- Directed by: Mohy Quandour
- Written by: Mohy Quandour
- Produced by: Luba Balagova
- Starring: Mohamed Karim Lamitta Frangieh Edward Salar Zarza
- Cinematography: Khalil Shawish
- Edited by: Anas Shapsough
- Music by: Julien Diaz
- Release date: 2012;
- Running time: 91 minutes
- Country: Jordan
- Language: Arabic

= A Facebook Romance =

2012 film by Mohydeen Izzat Quandour

A Facebook Romance is a 2012 Jordanian romantic comedy film, storied and directed by music composer and film director Mohydeen Izzat Quandour.

==Plot==
A Jordanian girl who had run away from home refused to marry her cousin (a tradition in Jordan) goes to live with her married sister in New York. After nearly 5 years in America, she meets a Jordanian businessman on Facebook, played by Salar Zarza, and they become very close. She is impressed by the photos of his expensive cars and factories and his successful talk.

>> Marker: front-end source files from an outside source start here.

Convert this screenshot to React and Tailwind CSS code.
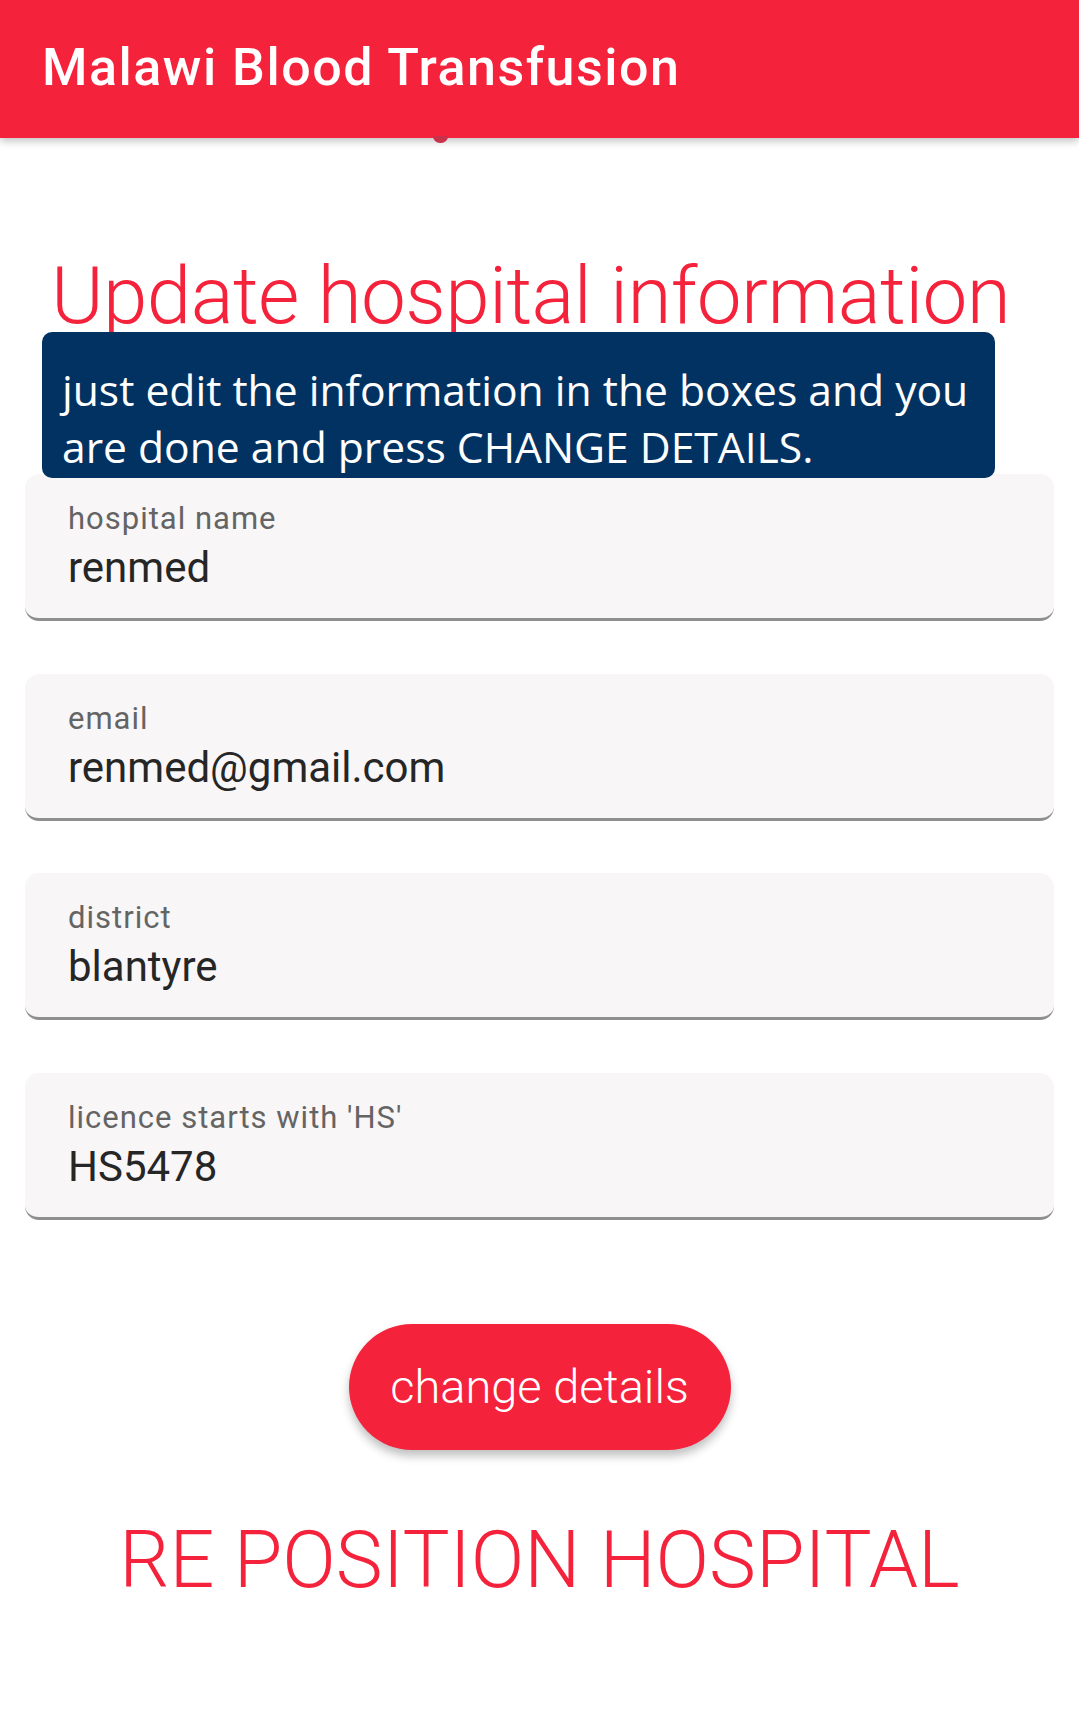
import React from 'react';

const fields = [
  { label: 'hospital name', value: 'renmed' },
  { label: 'email', value: 'renmed@gmail.com' },
  { label: 'district', value: 'blantyre' },
  { label: "licence starts with 'HS'", value: 'HS5478' },
];

const roboto = "font-['Roboto',sans-serif]";

const Field = ({ label, value }) => (
  <div className="h-[147px] rounded-[14px] bg-[#f8f6f7] border-b-[3px] border-[#8f8f8f] pl-[43px] pt-[27px]">
    <div className={`${roboto} text-[31px] leading-[36px] tracking-[1px] text-[#646464]`}>{label}</div>
    <div className={`${roboto} mt-[6px] text-[42px] leading-[49px] text-[#262626]`}>{value}</div>
  </div>
);

export default function App() {
  return (
    <div className="relative w-[1079px] min-h-[1718px] bg-white overflow-hidden">
      <header className="relative z-10 h-[138px] bg-[#f5223b] pl-[42px] pt-[37px] shadow-[0_3px_8px_rgba(0,0,0,0.25)]">
        <h1 className={`${roboto} text-[52px] leading-[61px] tracking-[1.5px] font-medium text-white`}>Malawi Blood Transfusion</h1>
      </header>
      <div className="absolute left-[433px] top-[136px] z-20 h-[7px] w-[15px] rounded-b-full bg-[#c9304a]" />

      <main className="px-[25px]">
        <h2 className={`${roboto} mt-[118px] pl-[26px] text-[80px] leading-[80px] tracking-[-0.6px] font-light text-[#f5223b] whitespace-nowrap`}>
          Update hospital information
        </h2>

        <div className="relative z-10 mt-[-4px] ml-[17px] w-[953px] h-[146px] rounded-[10px] bg-[#023262] pl-[20px] pr-[8px] pt-[29px]">
          <p className="font-['Open_Sans',sans-serif] text-[42.6px] leading-[57px] text-white">
            just edit the information in the boxes and you are done and press CHANGE DETAILS.
          </p>
        </div>

        <div className="mt-[-4px] flex flex-col gap-[52.5px]">
          {fields.map((f) => (
            <Field key={f.label} label={f.label} value={f.value} />
          ))}
        </div>

        <div className="mt-[104px] flex justify-center">
          <button className={`${roboto} h-[126px] w-[382px] rounded-full bg-[#f5223b] pt-[2px] text-[47px] font-light text-white shadow-[0_6px_10px_rgba(0,0,0,0.25)]`}>
            change details
          </button>
        </div>

        <p className={`${roboto} mt-[63px] text-center text-[79px] leading-[94px] font-light text-[#f5223b]`}>
          RE POSITION HOSPITAL
        </p>
      </main>
    </div>
  );
}
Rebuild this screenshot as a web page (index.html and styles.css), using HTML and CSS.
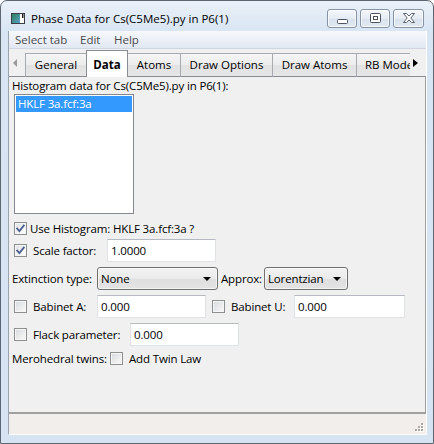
FILE: index.html
```html
<!DOCTYPE html>
<html>
<head>
<meta charset="utf-8">
<title>Phase Data</title>
<link rel="stylesheet" href="styles.css">
</head>
<body>
<div class="window">
  <div class="titlebar">
    <svg class="appicon" width="14" height="11" viewBox="0 0 14 11">
      <defs>
        <linearGradient id="ig" x1="0" y1="0" x2="1" y2="1">
          <stop offset="0" stop-color="#2f7f62"/>
          <stop offset="1" stop-color="#5d9fc4"/>
        </linearGradient>
      </defs>
      <rect x="0.5" y="0.5" width="13" height="10" fill="#fff" stroke="#3a3f46"/>
      <rect x="1" y="1" width="8" height="9" fill="url(#ig)"/>
      <rect x="11" y="1" width="1.5" height="4" fill="#222"/>
    </svg>
    <span class="title">Phase Data for Cs(C5Me5).py in P6(1)</span>
    <div class="wbtns">
      <div class="wbtn wbtn-min">
        <svg width="11" height="5" viewBox="0 0 11 5"><rect x="0.5" y="0.5" width="10" height="4" rx="1" fill="#fff" stroke="#4c5360"/></svg>
      </div>
      <div class="wbtn">
        <svg width="11" height="10" viewBox="0 0 11 10"><rect x="0.5" y="0.5" width="10" height="9" rx="1" fill="#fff" stroke="#4c5360"/><rect x="3.5" y="3.5" width="4" height="3" fill="none" stroke="#4c5360"/></svg>
      </div>
      <div class="wbtn wbtn-close">
        <svg width="12" height="10" viewBox="0 0 12 10"><polygon points="0.5,0.5 3.5,0.5 6,3 8.5,0.5 11.5,0.5 7.8,5 11.5,9.5 8.5,9.5 6,7 3.5,9.5 0.5,9.5 4.2,5" fill="#fff" stroke="#5a6170" stroke-linejoin="round"/></svg>
      </div>
    </div>
  </div>
  <div class="client">
    <div class="menubar">
      <span class="menu menu-select">Select tab</span>
      <span class="menu menu-edit">Edit</span>
      <span class="menu">Help</span>
    </div>
    <div class="tabstrip">
      <div class="tabnav"><span class="tri-left"></span></div>
      <div class="tabs">
        <div class="tab tab-general">General</div>
        <div class="tab tab-data active">Data</div>
        <div class="tab tab-atoms">Atoms</div>
        <div class="tab tab-drawopt">Draw Options</div>
        <div class="tab tab-drawatoms">Draw Atoms</div>
        <div class="tab tab-rb">RB Models</div>
      </div>
      <div class="tabnav tabnav-right"><span class="tri-right"></span></div>
    </div>
    <div class="panel">
      <div class="caption">Histogram data for Cs(C5Me5).py in P6(1):</div>
      <div class="listbox">
        <div class="item selected">HKLF 3a.fcf:3a</div>
      </div>

      <div class="row row-cb row-usehist">
        <span class="cb checked"><svg width="11" height="11" viewBox="0 0 11 11"><path d="M2.2 5.6 L4.4 8 L8.8 2.6" fill="none" stroke="#4b5e8f" stroke-width="1.8" stroke-linecap="square"/></svg></span>
        <span class="cbtext-tight">Use Histogram: HKLF 3a.fcf:3a ?</span>
      </div>

      <div class="row row-field row-scale">
        <span class="cb checked"><svg width="11" height="11" viewBox="0 0 11 11"><path d="M2.2 5.6 L4.4 8 L8.8 2.6" fill="none" stroke="#4b5e8f" stroke-width="1.8" stroke-linecap="square"/></svg></span>
        <span class="cbtext lbl-scale">Scale factor:</span>
        <span class="input w109">1.0000</span>
      </div>

      <div class="row row-field row-ext">
        <span class="lbl lbl-ext">Extinction type:</span>
        <span class="combo w121">None<span class="drop"></span></span>
        <span class="lbl lbl-approx">Approx:</span>
        <span class="combo w84">Lorentzian<span class="drop"></span></span>
      </div>

      <div class="row row-field">
        <span class="cb"></span>
        <span class="cbtext lbl-babA">Babinet A:</span>
        <span class="input w109">0.000</span>
        <span class="cb cb-babU"></span>
        <span class="cbtext lbl-babU">Babinet U:</span>
        <span class="input w111">0.000</span>
      </div>

      <div class="row row-field">
        <span class="cb"></span>
        <span class="cbtext lbl-flack">Flack parameter:</span>
        <span class="input w109">0.000</span>
      </div>

      <div class="row row-cb row-mero">
        <span class="lbl lbl-mero">Merohedral twins:</span>
        <span class="cb cb-mero"></span>
        <span class="cbtext">Add Twin Law</span>
      </div>
    </div>
    <div class="statusbar">
      <svg class="grip" width="10" height="10" viewBox="0 0 10 10">
        <g fill="#fff">
          <rect x="8" y="1" width="2" height="2"/>
          <rect x="5" y="4" width="2" height="2"/><rect x="8" y="4" width="2" height="2"/>
          <rect x="2" y="7" width="2" height="2"/><rect x="5" y="7" width="2" height="2"/><rect x="8" y="7" width="2" height="2"/>
        </g>
        <g fill="#aaa6a0">
          <rect x="7" y="0" width="2" height="2"/>
          <rect x="4" y="3" width="2" height="2"/><rect x="7" y="3" width="2" height="2"/>
          <rect x="1" y="6" width="2" height="2"/><rect x="4" y="6" width="2" height="2"/><rect x="7" y="6" width="2" height="2"/>
        </g>
      </svg>
    </div>
  </div>
</div>
</body>
</html>
```

FILE: styles.css
```css
* { box-sizing: border-box; }
html, body { margin: 0; padding: 0; background: #ffffff; }
body {
  width: 434px;
  height: 444px;
  overflow: hidden;
  font-family: "Open Sans", "Noto Sans", "DejaVu Sans", sans-serif;
  font-size: 11.5px;
  color: #000;
}

.window {
  width: 434px;
  height: 444px;
  border: 1px solid #5e6672;
  border-radius: 7px 7px 0 0;
  background: linear-gradient(#eaf1f9 0px, #d8e5f3 30px, #d6e3f2 100%);
  display: flex;
  flex-direction: column;
  padding-bottom: 8px;
}

/* title bar */
.titlebar {
  height: 30px;
  flex: none;
  display: flex;
  align-items: center;
  padding: 4px 9px 0 10px;
}
.appicon { flex: none; }
.title {
  margin-left: 6px;
  flex: 1;
  white-space: nowrap;
  font-size: 11.5px;
  color: #000;
}
.wbtns { display: flex; gap: 3px; }
.wbtn {
  width: 30px;
  height: 19px;
  border: 1px solid #8593a5;
  border-radius: 3px;
  background: linear-gradient(#f5f8fb, #e4ebf3 50%, #d9e2ec 51%, #e1e8f0);
  box-shadow: inset 0 0 0 1px rgba(255,255,255,0.7);
  display: flex;
  align-items: center;
  justify-content: center;
}
.wbtn-min { align-items: flex-end; padding-bottom: 3px; }
.wbtn-close { width: 31px; }

/* client area */
.client {
  flex: 1;
  margin: 0 6px 0 7px;
  display: flex;
  flex-direction: column;
  background: #f0f0f0;
  border-left: 1px solid #9ba3ae;
  border-right: 1px solid #ffffff;
  border-bottom: 1px solid #ffffff;
}
.menubar {
  height: 18px;
  flex: none;
  display: flex;
  align-items: center;
  padding-left: 6px;
  background: linear-gradient(#f6f8fc, #e2e8f3);
  border-bottom: 1px solid #cfd6e2;
  color: #4a4a4a;
  font-size: 11.5px;
}
.menu { white-space: nowrap; }
.menu-select { width: 65px; }
.menu-edit { width: 34px; }

/* notebook */
.tabstrip {
  height: 27px;
  flex: none;
  display: flex;
  align-items: flex-end;
}
.tabnav {
  width: 16px;
  height: 27px;
  flex: none;
  padding: 10px 0 0 4px;
}
.tabnav-right { width: 16px; padding-left: 3px; }
.tri-left {
  display: block;
  width: 0; height: 0;
  border-top: 4px solid transparent;
  border-bottom: 4px solid transparent;
  border-right: 4px solid #9a9a9a;
}
.tri-right {
  display: block;
  width: 0; height: 0;
  border-top: 4px solid transparent;
  border-bottom: 4px solid transparent;
  border-left: 5px solid #000;
}
.tabs {
  width: 385px;
  height: 28px;
  flex: none;
  margin-bottom: -1px;
  display: flex;
  align-items: flex-end;
  overflow: hidden;
  position: relative;
  z-index: 1;
}
.tab {
  flex: none;
  height: 24px;
  border: 1px solid #a7aab0;
  border-bottom-color: #898c95;
  border-right-width: 0;
  background: linear-gradient(#f5f5f5, #ececec 50%, #e2e2e2 51%, #e6e6e6);
  display: flex;
  align-items: center;
  justify-content: center;
  white-space: nowrap;
  padding-bottom: 1px;
  font-size: 11.5px;
}
.tab.active {
  height: 27px;
  background: #ffffff;
  border-color: #898c95;
  border-bottom: none;
  border-right-width: 1px;
  font-weight: bold;
  padding-bottom: 0;
  padding-top: 1px;
}
.tab-general { width: 61px; }
.tab-data { width: 42px; }
.tab-atoms { width: 52px; border-left: none; }
.tab-drawopt { width: 92px; }
.tab-drawatoms { width: 84px; }
.tab-rb { width: 60px; justify-content: flex-start; padding-left: 8px; overflow: hidden; }

.panel {
  height: 338px;
  flex: none;
  background: #f0f0f0;
  border-top: 1px solid #898c95;
  border-right: 1px solid #a0a0a0;
  border-bottom: 2px solid #a0a0a0;
  padding-left: 3px;
  letter-spacing: -0.15px;
}
.caption {
  margin-top: 1px;
  line-height: 15px;
  height: 15px;
  white-space: nowrap;
}
.listbox {
  margin: 1px 0 0 2px;
  width: 120px;
  height: 120px;
  background: #fff;
  border: 1px solid #828790;
  padding: 1px;
}
.item {
  height: 16px;
  line-height: 16px;
  padding-left: 2px;
  white-space: nowrap;
}
.item.selected { background: #3399ff; color: #fff; }

.row {
  display: flex;
  align-items: center;
  white-space: nowrap;
}
.row-cb { height: 17px; margin-top: 5px; }
.row-usehist { margin-top: 6px; }
.row-field { height: 23px; margin-top: 5px; }
.row-scale { margin-top: 2px; }
.row-mero { margin-top: 4px; }

.cb {
  flex: none;
  width: 13px;
  height: 13px;
  margin-left: 2px;
  border: 1px solid #8e8f8f;
  background: linear-gradient(135deg, #d6d8dc, #f4f4f4 80%);
  box-shadow: inset 0 0 0 1px #f6f6f6;
  display: flex;
  align-items: center;
  justify-content: center;
}
.cb.checked { background: linear-gradient(135deg, #dfe1e6, #fafafa 80%); }
.cbtext-tight { margin-left: 3px; }
.cbtext { margin-left: 6px; }
.lbl { flex: none; }

.lbl-scale { width: 74px; }
.lbl-babA { width: 64px; }
.lbl-babU { width: 63px; }
.lbl-flack { width: 97px; }
.lbl-ext { width: 85px; }
.lbl-approx { width: 43px; margin-left: 3px; }
.lbl-mero { width: 98px; }
.cb-babU { margin-left: 6px; }
.cb-mero { margin-left: 0; }

.input {
  flex: none;
  height: 23px;
  line-height: 21px;
  background: #fff;
  border: 1px solid #dfe2e7;
  border-top-color: #b5b9c1;
  padding-left: 3px;
}
.w109 { width: 109px; }
.w111 { width: 111px; }

.combo {
  flex: none;
  height: 23px;
  border: 1px solid #707070;
  border-radius: 3px;
  background: linear-gradient(#f3f3f3, #eaeaea 50%, #dedede 51%, #e4e4e4);
  box-shadow: inset 0 0 0 1px rgba(255,255,255,0.6);
  display: flex;
  align-items: center;
  justify-content: space-between;
  padding: 0 6px 0 3px;
}
.w121 { width: 121px; }
.w84 { width: 84px; }
.drop {
  display: block;
  width: 0; height: 0;
  border-left: 4px solid transparent;
  border-right: 4px solid transparent;
  border-top: 4px solid #000;
}

.statusbar {
  height: 20px;
  flex: none;
  background: #f1eeec;
  display: flex;
  justify-content: flex-end;
  align-items: flex-end;
  padding: 0 2px 1px 0;
}
.grip { display: block; }
```
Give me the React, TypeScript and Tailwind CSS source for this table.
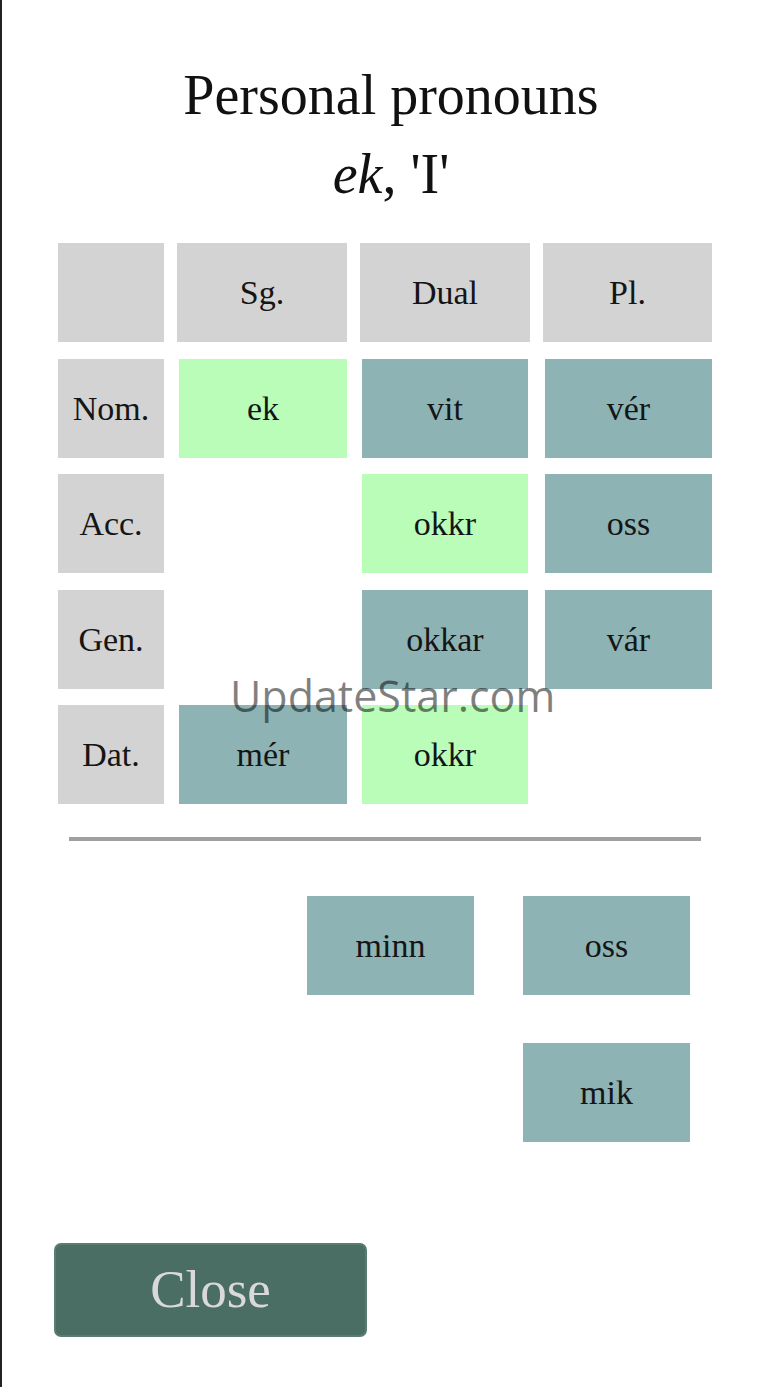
import React from "react";

const serif = "font-['Liberation_Serif','Times_New_Roman',serif]";

type Kind = "head" | "green" | "teal" | "empty";

function Cell({ kind, text, className = "" }: { kind: Kind; text?: string; className?: string }) {
  const bg =
    kind === "head"
      ? "bg-[#d3d3d3]"
      : kind === "green"
      ? "bg-[#b9fdb9]"
      : kind === "teal"
      ? "bg-[#8db3b5]"
      : "bg-transparent";
  return (
    <div
      className={`h-[99px] flex items-center justify-center text-[34px] text-[#151515] ${bg} ${className}`}
    >
      {text}
    </div>
  );
}

export default function App() {
  return (
    <div className={`relative w-[780px] h-[1387px] bg-white border-l-2 border-[#222] overflow-hidden ${serif}`}>
      <div className="pt-[56px] text-center text-[56px] leading-[79px] text-[#111]">
        <div>Personal pronouns</div>
        <div>
          <i>ek</i>, 'I'
        </div>
      </div>

      <div className="mt-[29px] ml-[56px] grid grid-cols-[106px_170px_170px_169px] gap-x-[13px] gap-y-[16.5px]">
        <Cell kind="head" />
        <Cell kind="head" text="Sg." />
        <Cell kind="head" text="Dual" />
        <Cell kind="head" text="Pl." />

        <Cell kind="head" text="Nom." />
        <Cell kind="green" text="ek" className="ml-[2px]" />
        <Cell kind="teal" text="vit" className="mx-[2px]" />
        <Cell kind="teal" text="vér" className="ml-[2px]" />

        <Cell kind="head" text="Acc." />
        <Cell kind="empty" />
        <Cell kind="green" text="okkr" className="mx-[2px]" />
        <Cell kind="teal" text="oss" className="ml-[2px]" />

        <Cell kind="head" text="Gen." />
        <Cell kind="empty" />
        <Cell kind="teal" text="okkar" className="mx-[2px]" />
        <Cell kind="teal" text="vár" className="ml-[2px]" />

        <Cell kind="head" text="Dat." />
        <Cell kind="teal" text="mér" className="ml-[2px]" />
        <Cell kind="green" text="okkr" className="mx-[2px]" />
        <Cell kind="empty" />
      </div>

      <div className="mt-[33px] ml-[67px] w-[632px] h-[4px] bg-[#a0a0a0]" />

      <div className="mt-[55px] ml-[89px] grid grid-cols-[167px_167px_167px] gap-x-[49px] gap-y-[48px]">
        <Cell kind="empty" />
        <Cell kind="teal" text="minn" />
        <Cell kind="teal" text="oss" />
        <Cell kind="empty" />
        <Cell kind="empty" />
        <Cell kind="teal" text="mik" />
      </div>

      <button className="mt-[101px] ml-[52px] w-[313px] h-[94px] rounded-[7px] bg-[#4b6e64] border-2 border-[#5a7d73] flex items-center justify-center text-[53px] text-[#d9d9d9]">
        Close
      </button>

      <div className="absolute left-[228px] top-[666px] text-[43px] leading-[60px] text-black/50 font-['Open_Sans','Noto_Sans',sans-serif] pointer-events-none">
        UpdateStar.com
      </div>
    </div>
  );
}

She begins to dream that maybe this is her man and she should grab him before another girl gets the chance.

==Cast==
- Mohamed Karim as Samir
- Lamitta Frangieh as Lubna
- Mohamed Al Abadi as Abu Akram
- Mona Shehabi as Maha and Lubna's mother
- EdWard as Michael
- Sandra Kawar as Girl friend
- Mohammed Al Fassid as Omar
- Salar Zarza as Waleed
- Nabeel Kony as Father of Lubna

==Reception==
The film won three Angel Film Awards at the 2012 Monaco International Film Festival, for best actor Mohamed Karim, best supporting actor Ed Ward, and best ensemble cast.